Fifth Freedom of the Air
The fifth freedom is the right granted by one country to another to land in a second country, pick up new passengers in the second country, and take them to a third country. For example, an airline of country A might fly to country B, pick up passengers in country B, and fly them to country C. An extension of the fifth freedom rights would permit the airline of country A to bring passengers back from country C to country B. Fifth freedom rights are rarely granted as they essentially give a foreign airline a right to serve two unrelated countries, albeit those connected by a previous flight.
The sixth and seventh freedoms of the air are generally accepted, but are not specifically included in either the International Air Services Transit Agreement or the International Air Transport Agreement. The sixth freedom of the air is the right to carry passengers from one country to another, with a stop in the airline’s home country. Under this freedom, an airline of country A could pick up passengers in country B, stop in country A, and then fly to country C. The seventh freedom of the air is similar to the sixth, except that there is no stop in country A; in other words, an airline of country A could pick up passengers in country B and disembark them in country C.

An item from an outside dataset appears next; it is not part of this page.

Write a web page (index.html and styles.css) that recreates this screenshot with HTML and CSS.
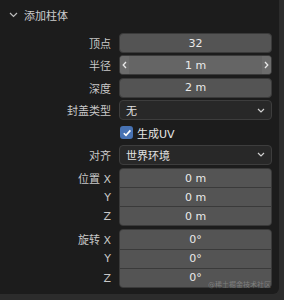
FILE: index.html
```html
<!DOCTYPE html>
<html>
<head>
<meta charset="utf-8">
<link rel="stylesheet" href="styles.css">
</head>
<body>
<div class="panel">
  <div class="header">
    <svg class="chev" width="9" height="6" viewBox="0 0 9 6"><path d="M1 1 L4.5 4.5 L8 1" fill="none" stroke="#bdbdbd" stroke-width="1.2"/></svg>
    <span class="title">添加柱体</span>
  </div>
  <div class="rows">
    <div class="row"><div class="label">顶点</div><div class="field num">32</div></div>
    <div class="row"><div class="label">半径</div>
      <div class="field num hover">
        <span class="arr l"><svg width="5" height="8" viewBox="0 0 5 8"><path d="M4 1 L1.2 4 L4 7" fill="none" stroke="#e8e8e8" stroke-width="1.3"/></svg></span>
        <span class="val">1 m</span>
        <span class="arr r"><svg width="5" height="8" viewBox="0 0 5 8"><path d="M1 1 L3.8 4 L1 7" fill="none" stroke="#e8e8e8" stroke-width="1.3"/></svg></span>
      </div>
    </div>
    <div class="row"><div class="label">深度</div><div class="field num">2 m</div></div>
    <div class="row"><div class="label">封盖类型</div>
      <div class="field drop"><span>无</span><svg width="8" height="5" viewBox="0 0 8 5"><path d="M1 1 L4 4 L7 1" fill="none" stroke="#d0d0d0" stroke-width="1.2"/></svg></div>
    </div>
    <div class="row"><div class="label"></div>
      <div class="check"><span class="box"><svg width="10" height="10" viewBox="0 0 10 10"><path d="M1.8 5.2 L4 7.4 L8.4 2.4" fill="none" stroke="#fff" stroke-width="1.6"/></svg></span><span>生成UV</span></div>
    </div>
    <div class="row"><div class="label">对齐</div>
      <div class="field drop"><span>世界环境</span><svg width="8" height="5" viewBox="0 0 8 5"><path d="M1 1 L4 4 L7 1" fill="none" stroke="#d0d0d0" stroke-width="1.2"/></svg></div>
    </div>
    <div class="group">
      <div class="labels"><div>位置 X</div><div>Y</div><div>Z</div></div>
      <div class="stack"><div>0 m</div><div>0 m</div><div>0 m</div></div>
    </div>
    <div class="group">
      <div class="labels"><div>旋转 X</div><div>Y</div><div>Z</div></div>
      <div class="stack"><div>0°</div><div>0°</div><div>0°</div></div>
    </div>
  </div>
  <div class="mark">@稀土掘金技术社区</div>
</div>
</body>
</html>
```
FILE: styles.css
```css
html, body {
  margin: 0;
  padding: 0;
}
body {
  background: #2c2c2c;
  width: 284px;
  height: 300px;
  overflow: hidden;
  font-family: "DejaVu Sans", "Noto Sans CJK SC", sans-serif;
  font-size: 11px;
  color: #e6e6e6;
}
.panel {
  position: relative;
  width: 279px;
  height: 294px;
  background: #1c1c1c;
  border-radius: 0 0 6px 0;
  box-sizing: border-box;
}
.header {
  height: 33px;
  display: flex;
  align-items: center;
  padding-left: 9px;
  padding-bottom: 3px;
  box-sizing: border-box;
}
.chev {
  margin-right: 6px;
}
.title {
  font-size: 11px;
  color: #cccccc;
}
.rows {
  display: flex;
  flex-direction: column;
  gap: 2.4px;
  padding-right: 7px;
}
.row {
  display: flex;
  height: 20px;
  align-items: center;
}
.label, .labels {
  width: 111px;
  margin-right: 8px;
  text-align: right;
  color: #c8c8c8;
  flex: none;
}
.field {
  flex: 1;
  height: 20px;
  box-sizing: border-box;
  border-radius: 4px;
  display: flex;
  align-items: center;
}
.num {
  background: #545454;
  border: 1px solid #3a3a3a;
  justify-content: center;
  color: #eaeaea;
}
.num.hover {
  background: #656565;
  justify-content: space-between;
  padding: 0;
}
.arr {
  width: 9px;
  height: 100%;
  display: flex;
  align-items: center;
  justify-content: center;
  background: #6c6c6c;
}
.arr.l { border-radius: 3px 0 0 3px; }
.arr.r { border-radius: 0 3px 3px 0; }
.val { flex: 1; text-align: center; }
.drop {
  background: #282828;
  border: 1px solid #3d3d3d;
  justify-content: space-between;
  padding: 0 6px 0 6px;
  color: #e2e2e2;
}
.check {
  display: flex;
  align-items: center;
  gap: 4px;
  color: #e6e6e6;
}
.box {
  width: 13px;
  height: 13px;
  background: #4772b3;
  border-radius: 3px;
  display: flex;
  align-items: center;
  justify-content: center;
  margin-left: 1px;
}
.group {
  display: flex;
  height: 58.5px;
  margin-top: 0.6px;
}
.labels {
  display: flex;
  flex-direction: column;
}
.labels div {
  flex: 1;
  display: flex;
  align-items: center;
  justify-content: flex-end;
}
.stack {
  flex: 1;
  display: flex;
  flex-direction: column;
  border: 1px solid #3a3a3a;
  border-radius: 4px;
  overflow: hidden;
  background: #3a3a3a;
  gap: 1px;
}
.stack div {
  flex: 1;
  background: #545454;
  display: flex;
  align-items: center;
  justify-content: center;
  color: #eaeaea;
}
.mark {
  position: absolute;
  right: 8px;
  bottom: 5px;
  font-size: 7px;
  color: rgba(210, 210, 210, 0.35);
}
```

The eighth and ninth freedoms of the air are also not included in the International Air Services Transit Agreement or the International Air Transport Agreement. These freedoms protect the right of cabotage and are less commonly accepted than the sixth and seventh freedoms. Cabotage is the carriage of goods or passengers within a single country by an airline of a foreign country. It is common within Europe, but its acceptance outside the EU is more limited. The eighth freedom of the air guarantees the right of country A to stop at a two locations in country B before returning to country A. The ninth freedom of the air guarantees with right of an airline to conduct domestic operations within a foreign country, without connecting to the country of origin. For example, Ryanair is an airline based in Ireland that has routes connecting Rome and Milan in Italy without stops in Ireland.